● Supplied material
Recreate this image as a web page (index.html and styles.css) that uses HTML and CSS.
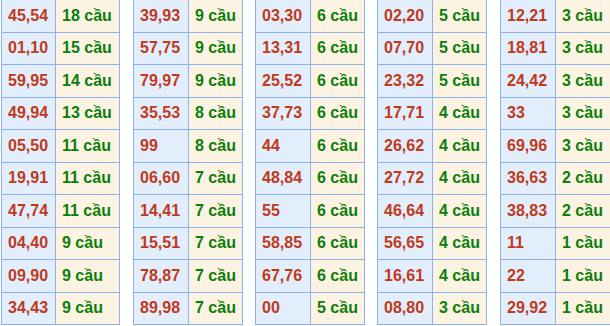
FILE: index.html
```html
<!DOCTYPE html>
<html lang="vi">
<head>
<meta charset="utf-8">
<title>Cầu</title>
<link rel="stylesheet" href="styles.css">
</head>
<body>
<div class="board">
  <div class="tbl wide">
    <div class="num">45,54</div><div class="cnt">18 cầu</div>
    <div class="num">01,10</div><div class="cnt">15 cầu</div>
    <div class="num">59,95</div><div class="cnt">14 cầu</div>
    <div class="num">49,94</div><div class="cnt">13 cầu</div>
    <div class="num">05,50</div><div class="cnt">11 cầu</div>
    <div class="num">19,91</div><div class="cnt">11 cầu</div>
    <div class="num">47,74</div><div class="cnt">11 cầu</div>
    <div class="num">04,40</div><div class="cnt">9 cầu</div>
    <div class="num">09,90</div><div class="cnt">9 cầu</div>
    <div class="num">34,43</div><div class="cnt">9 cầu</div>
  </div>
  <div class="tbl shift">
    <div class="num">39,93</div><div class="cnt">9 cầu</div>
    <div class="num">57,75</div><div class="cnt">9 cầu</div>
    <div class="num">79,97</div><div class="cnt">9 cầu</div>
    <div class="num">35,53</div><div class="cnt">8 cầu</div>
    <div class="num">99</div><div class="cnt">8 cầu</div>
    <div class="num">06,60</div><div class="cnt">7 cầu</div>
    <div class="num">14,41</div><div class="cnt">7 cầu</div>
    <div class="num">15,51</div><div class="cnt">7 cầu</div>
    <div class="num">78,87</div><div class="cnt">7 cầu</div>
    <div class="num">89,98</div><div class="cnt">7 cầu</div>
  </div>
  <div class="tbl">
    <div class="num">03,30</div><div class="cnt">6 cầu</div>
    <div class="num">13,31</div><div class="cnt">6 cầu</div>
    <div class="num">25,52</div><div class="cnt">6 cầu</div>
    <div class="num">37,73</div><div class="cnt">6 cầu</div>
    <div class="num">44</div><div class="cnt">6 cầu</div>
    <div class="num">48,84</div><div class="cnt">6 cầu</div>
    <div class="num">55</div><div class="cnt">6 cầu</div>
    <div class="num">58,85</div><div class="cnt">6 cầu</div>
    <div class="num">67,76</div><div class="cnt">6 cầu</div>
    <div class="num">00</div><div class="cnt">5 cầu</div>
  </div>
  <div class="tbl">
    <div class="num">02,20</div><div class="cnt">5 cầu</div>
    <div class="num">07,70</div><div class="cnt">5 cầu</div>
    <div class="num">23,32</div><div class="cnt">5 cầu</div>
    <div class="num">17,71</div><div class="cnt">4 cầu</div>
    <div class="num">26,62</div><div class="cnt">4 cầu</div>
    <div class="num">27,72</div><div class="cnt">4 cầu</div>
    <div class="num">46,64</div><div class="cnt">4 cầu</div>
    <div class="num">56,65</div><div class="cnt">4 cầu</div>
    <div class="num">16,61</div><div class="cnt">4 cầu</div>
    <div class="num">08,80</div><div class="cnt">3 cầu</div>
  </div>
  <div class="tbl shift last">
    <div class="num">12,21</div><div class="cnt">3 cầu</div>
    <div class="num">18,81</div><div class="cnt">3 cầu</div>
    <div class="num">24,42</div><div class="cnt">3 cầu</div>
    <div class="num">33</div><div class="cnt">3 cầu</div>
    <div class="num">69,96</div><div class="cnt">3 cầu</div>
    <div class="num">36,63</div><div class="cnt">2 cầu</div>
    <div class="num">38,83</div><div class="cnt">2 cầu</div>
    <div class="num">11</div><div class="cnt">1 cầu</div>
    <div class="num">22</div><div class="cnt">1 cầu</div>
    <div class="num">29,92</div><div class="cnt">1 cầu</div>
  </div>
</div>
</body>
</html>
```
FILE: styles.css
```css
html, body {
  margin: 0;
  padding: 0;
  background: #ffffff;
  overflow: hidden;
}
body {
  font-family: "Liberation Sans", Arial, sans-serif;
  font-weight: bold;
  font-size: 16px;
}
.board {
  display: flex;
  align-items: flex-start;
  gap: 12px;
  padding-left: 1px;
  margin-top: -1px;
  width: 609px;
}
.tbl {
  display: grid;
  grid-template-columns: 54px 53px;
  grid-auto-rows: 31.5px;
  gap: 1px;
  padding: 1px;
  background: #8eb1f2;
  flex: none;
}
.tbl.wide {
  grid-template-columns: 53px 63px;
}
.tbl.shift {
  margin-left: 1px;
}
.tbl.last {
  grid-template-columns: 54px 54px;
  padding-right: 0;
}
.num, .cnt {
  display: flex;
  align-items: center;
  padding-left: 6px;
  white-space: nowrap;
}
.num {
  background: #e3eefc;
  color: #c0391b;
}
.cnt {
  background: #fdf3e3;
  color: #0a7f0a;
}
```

● Instruction
Make an exact copy of the data, leaving its pictures out.

● Correct response
Recreate this image as a web page (index.html and styles.css) that uses HTML and CSS.
FILE: index.html
```html
<!DOCTYPE html>
<html lang="vi">
<head>
<meta charset="utf-8">
<title>Cầu</title>
<link rel="stylesheet" href="styles.css">
</head>
<body>
<div class="board">
  <div class="tbl wide">
    <div class="num">45,54</div><div class="cnt">18 cầu</div>
    <div class="num">01,10</div><div class="cnt">15 cầu</div>
    <div class="num">59,95</div><div class="cnt">14 cầu</div>
    <div class="num">49,94</div><div class="cnt">13 cầu</div>
    <div class="num">05,50</div><div class="cnt">11 cầu</div>
    <div class="num">19,91</div><div class="cnt">11 cầu</div>
    <div class="num">47,74</div><div class="cnt">11 cầu</div>
    <div class="num">04,40</div><div class="cnt">9 cầu</div>
    <div class="num">09,90</div><div class="cnt">9 cầu</div>
    <div class="num">34,43</div><div class="cnt">9 cầu</div>
  </div>
  <div class="tbl shift">
    <div class="num">39,93</div><div class="cnt">9 cầu</div>
    <div class="num">57,75</div><div class="cnt">9 cầu</div>
    <div class="num">79,97</div><div class="cnt">9 cầu</div>
    <div class="num">35,53</div><div class="cnt">8 cầu</div>
    <div class="num">99</div><div class="cnt">8 cầu</div>
    <div class="num">06,60</div><div class="cnt">7 cầu</div>
    <div class="num">14,41</div><div class="cnt">7 cầu</div>
    <div class="num">15,51</div><div class="cnt">7 cầu</div>
    <div class="num">78,87</div><div class="cnt">7 cầu</div>
    <div class="num">89,98</div><div class="cnt">7 cầu</div>
  </div>
  <div class="tbl">
    <div class="num">03,30</div><div class="cnt">6 cầu</div>
    <div class="num">13,31</div><div class="cnt">6 cầu</div>
    <div class="num">25,52</div><div class="cnt">6 cầu</div>
    <div class="num">37,73</div><div class="cnt">6 cầu</div>
    <div class="num">44</div><div class="cnt">6 cầu</div>
    <div class="num">48,84</div><div class="cnt">6 cầu</div>
    <div class="num">55</div><div class="cnt">6 cầu</div>
    <div class="num">58,85</div><div class="cnt">6 cầu</div>
    <div class="num">67,76</div><div class="cnt">6 cầu</div>
    <div class="num">00</div><div class="cnt">5 cầu</div>
  </div>
  <div class="tbl">
    <div class="num">02,20</div><div class="cnt">5 cầu</div>
    <div class="num">07,70</div><div class="cnt">5 cầu</div>
    <div class="num">23,32</div><div class="cnt">5 cầu</div>
    <div class="num">17,71</div><div class="cnt">4 cầu</div>
    <div class="num">26,62</div><div class="cnt">4 cầu</div>
    <div class="num">27,72</div><div class="cnt">4 cầu</div>
    <div class="num">46,64</div><div class="cnt">4 cầu</div>
    <div class="num">56,65</div><div class="cnt">4 cầu</div>
    <div class="num">16,61</div><div class="cnt">4 cầu</div>
    <div class="num">08,80</div><div class="cnt">3 cầu</div>
  </div>
  <div class="tbl shift last">
    <div class="num">12,21</div><div class="cnt">3 cầu</div>
    <div class="num">18,81</div><div class="cnt">3 cầu</div>
    <div class="num">24,42</div><div class="cnt">3 cầu</div>
    <div class="num">33</div><div class="cnt">3 cầu</div>
    <div class="num">69,96</div><div class="cnt">3 cầu</div>
    <div class="num">36,63</div><div class="cnt">2 cầu</div>
    <div class="num">38,83</div><div class="cnt">2 cầu</div>
    <div class="num">11</div><div class="cnt">1 cầu</div>
    <div class="num">22</div><div class="cnt">1 cầu</div>
    <div class="num">29,92</div><div class="cnt">1 cầu</div>
  </div>
</div>
</body>
</html>
```
FILE: styles.css
```css
html, body {
  margin: 0;
  padding: 0;
  background: #ffffff;
  overflow: hidden;
}
body {
  font-family: "Liberation Sans", Arial, sans-serif;
  font-weight: bold;
  font-size: 16px;
}
.board {
  display: flex;
  align-items: flex-start;
  gap: 12px;
  padding-left: 1px;
  margin-top: -1px;
  width: 609px;
}
.tbl {
  display: grid;
  grid-template-columns: 54px 53px;
  grid-auto-rows: 31.5px;
  gap: 1px;
  padding: 1px;
  background: #8eb1f2;
  flex: none;
}
.tbl.wide {
  grid-template-columns: 53px 63px;
}
.tbl.shift {
  margin-left: 1px;
}
.tbl.last {
  grid-template-columns: 54px 54px;
  padding-right: 0;
}
.num, .cnt {
  display: flex;
  align-items: center;
  padding-left: 6px;
  white-space: nowrap;
}
.num {
  background: #e3eefc;
  color: #c0391b;
}
.cnt {
  background: #fdf3e3;
  color: #0a7f0a;
}
```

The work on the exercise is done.